Le labour augmente très significativement l'érosion, donc les pertes de minéraux (qui sont toujours plus concentrés en surface du fait des dépôts répétés de litière), surtout le P "assimilable" qui est très peu mobile et très lentement accumulé depuis le "P total". En passant, le problème des phosphates dans l'eau n'est pas dû à une sur-fertilisation en P, il est dû à l'érosion du sol (après, plus il est riche P et plus il perd de P pour une même quantité de terre érodée).
Mais en limitant l'épaisseur du sol, le labour "rajeunie" le sol : ce qui est très mauvais à des échelles de temps relativement courtes (suivant les cas de l'année au siècle, jusqu'au millénaire), mais qui peut s'avérer bénéfique à des échelles plus longues (exemple des glaciations, des sables de Sologne, de pas mal de sols tropicaux, ...).
Petit point sur la terminologie :
-la lixiviation est une migration verticale de substances solubles dans l'eau
-le lessivage est une migration verticale de colloïdes (argiles minéralogiques, certains compartiments de "l'humus", oxydes métalliques colloïdales, ...)

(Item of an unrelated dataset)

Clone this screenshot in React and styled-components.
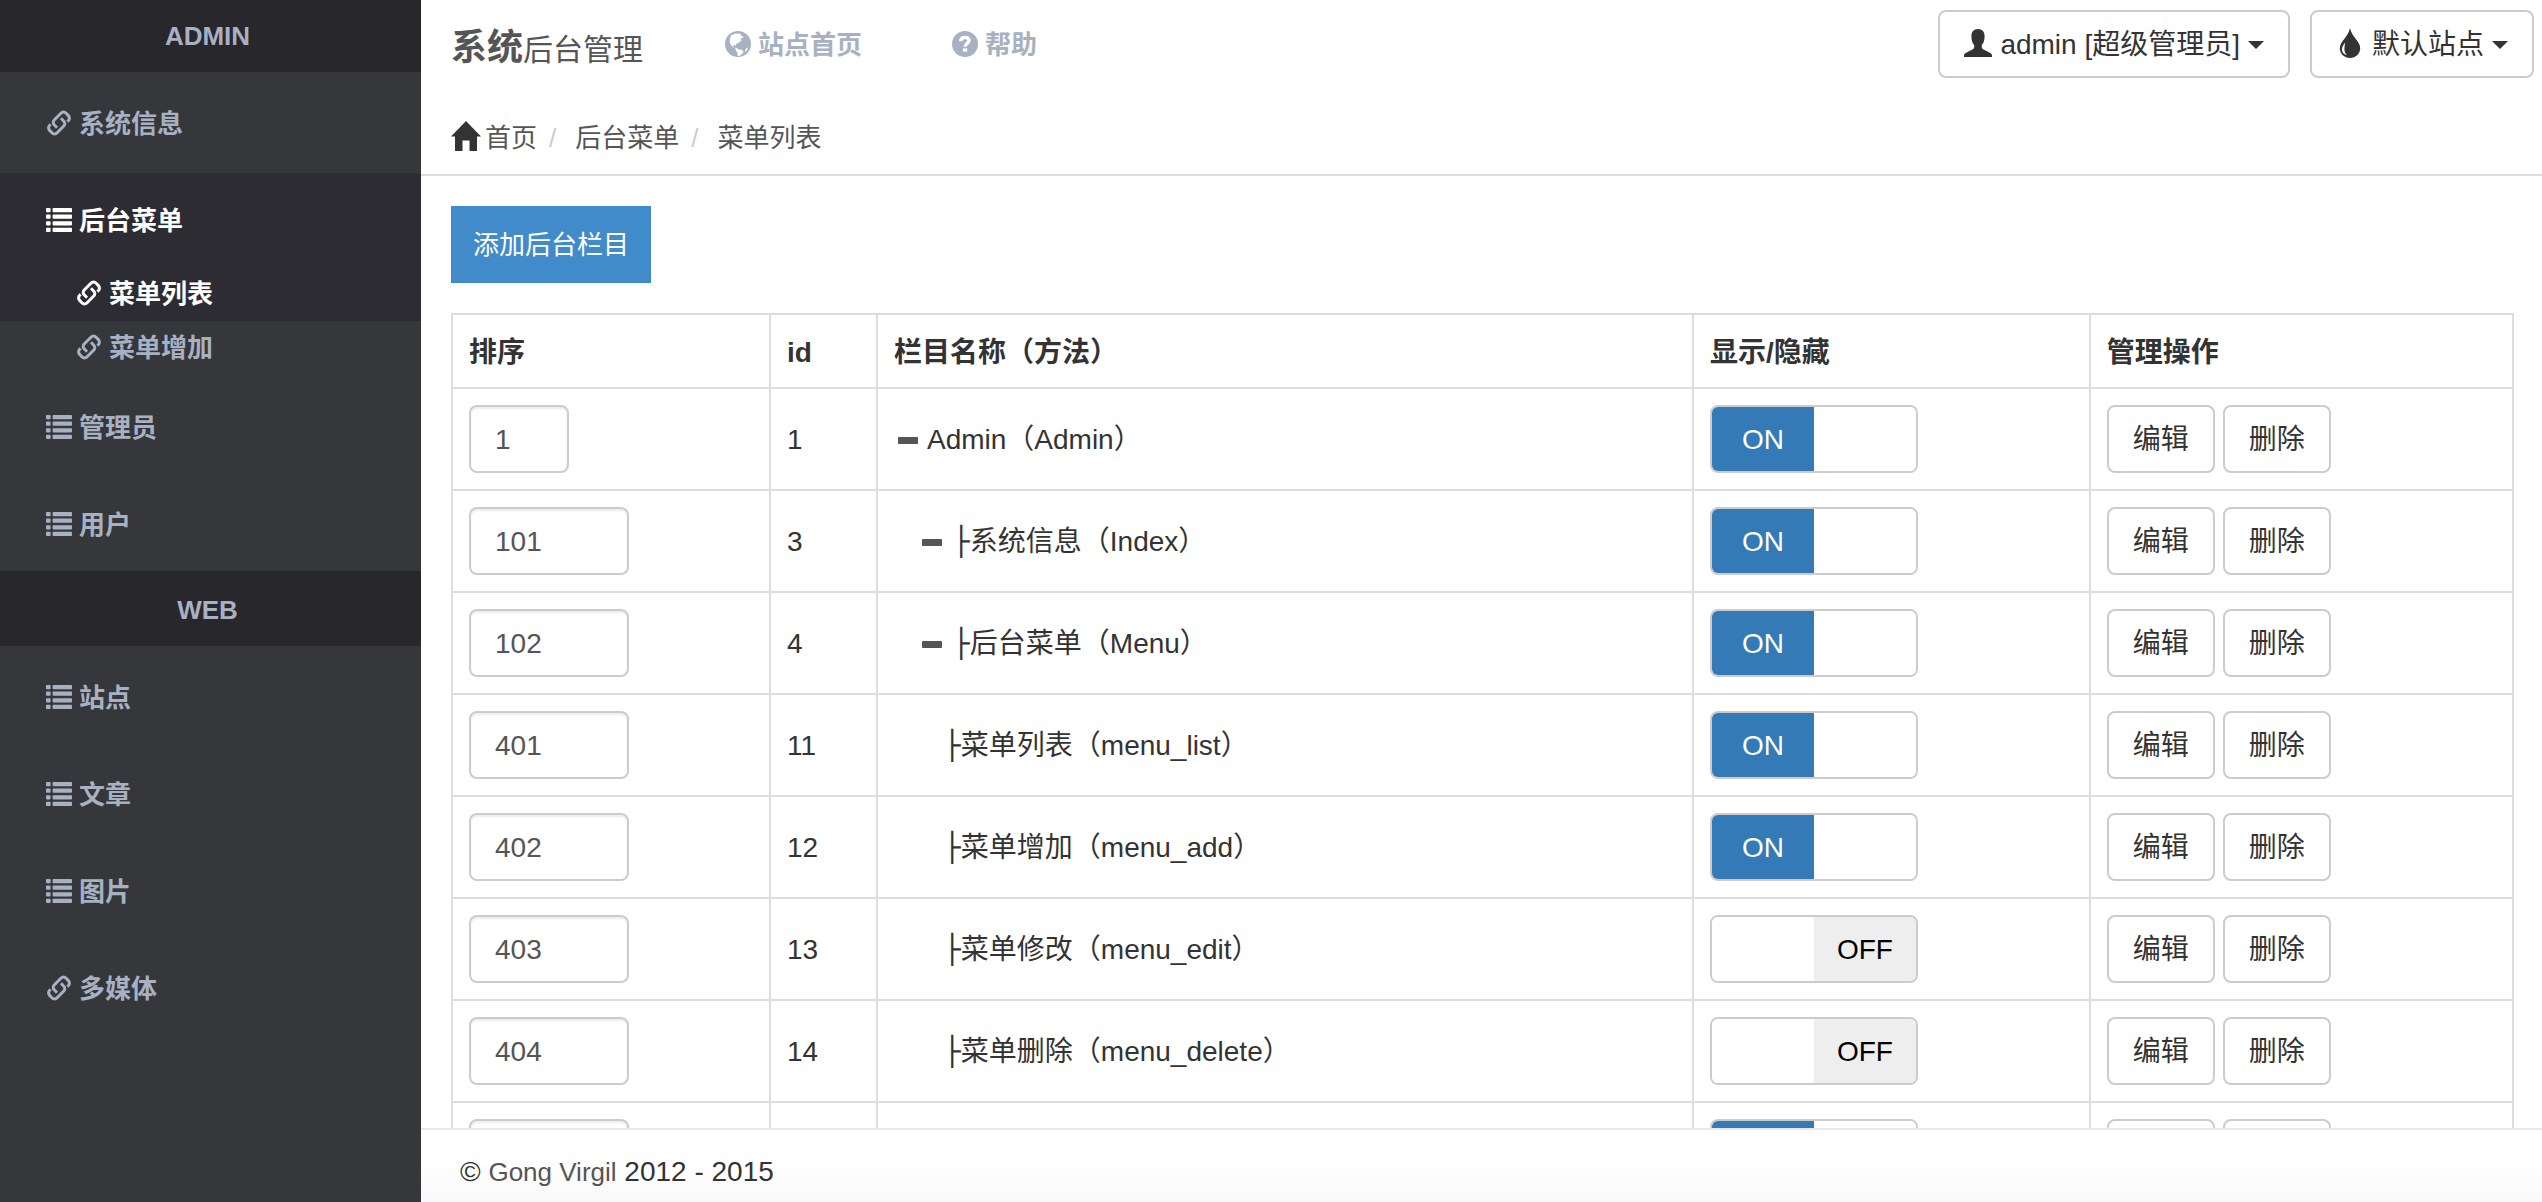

-un colloïde est une particule dont les propriétés sont intermédiaires entre un ion et une particule insoluble dans son milieu (dans notre cas, ce sont des solides dans l'eau) : ils sont assez petits pour que leur charge électrique détermine leur comportement dans leur milieu (ici, un milieu aqueux) mais trop gros pour être dits "en solution" (dissous). Par exemple lorsqu'on met de l'argile dans un tube et qu'elle ne se dépose pas au fond (elle ne précipite pas) elle se comporte comme un ion dont les charges électriques se repoussent : les particules d'argiles restent toujours à la même distance les unes des autres et ne peuvent donc pas se réunir au fond malgré le fait qu'elles sont plus denses que l'eau. Lorsqu'elle précipite, par exemple en présence d'une quantité suffisante de Ca²⁺, leurs charges électriques (négatives) sont compensées par des charges positives et, la répulsion étant amoindrie, elles peuvent se réunir au fond sou l'effet de la gravité ; elles se comportent comme un solide insoluble dans l'eau.
Donc, pour en revenir au sujet : la lixiviation du Ca est, entre autres, liée au fait que le besoin qu'en ont les plantes, donc le flux de Ca remonté par les plantes, est moindre que celui qu'il faudrait pour que la seule consommation par les plantes de Ca suffise à en conserver un niveau optimum pour les propriétés physico-chimiques du sol.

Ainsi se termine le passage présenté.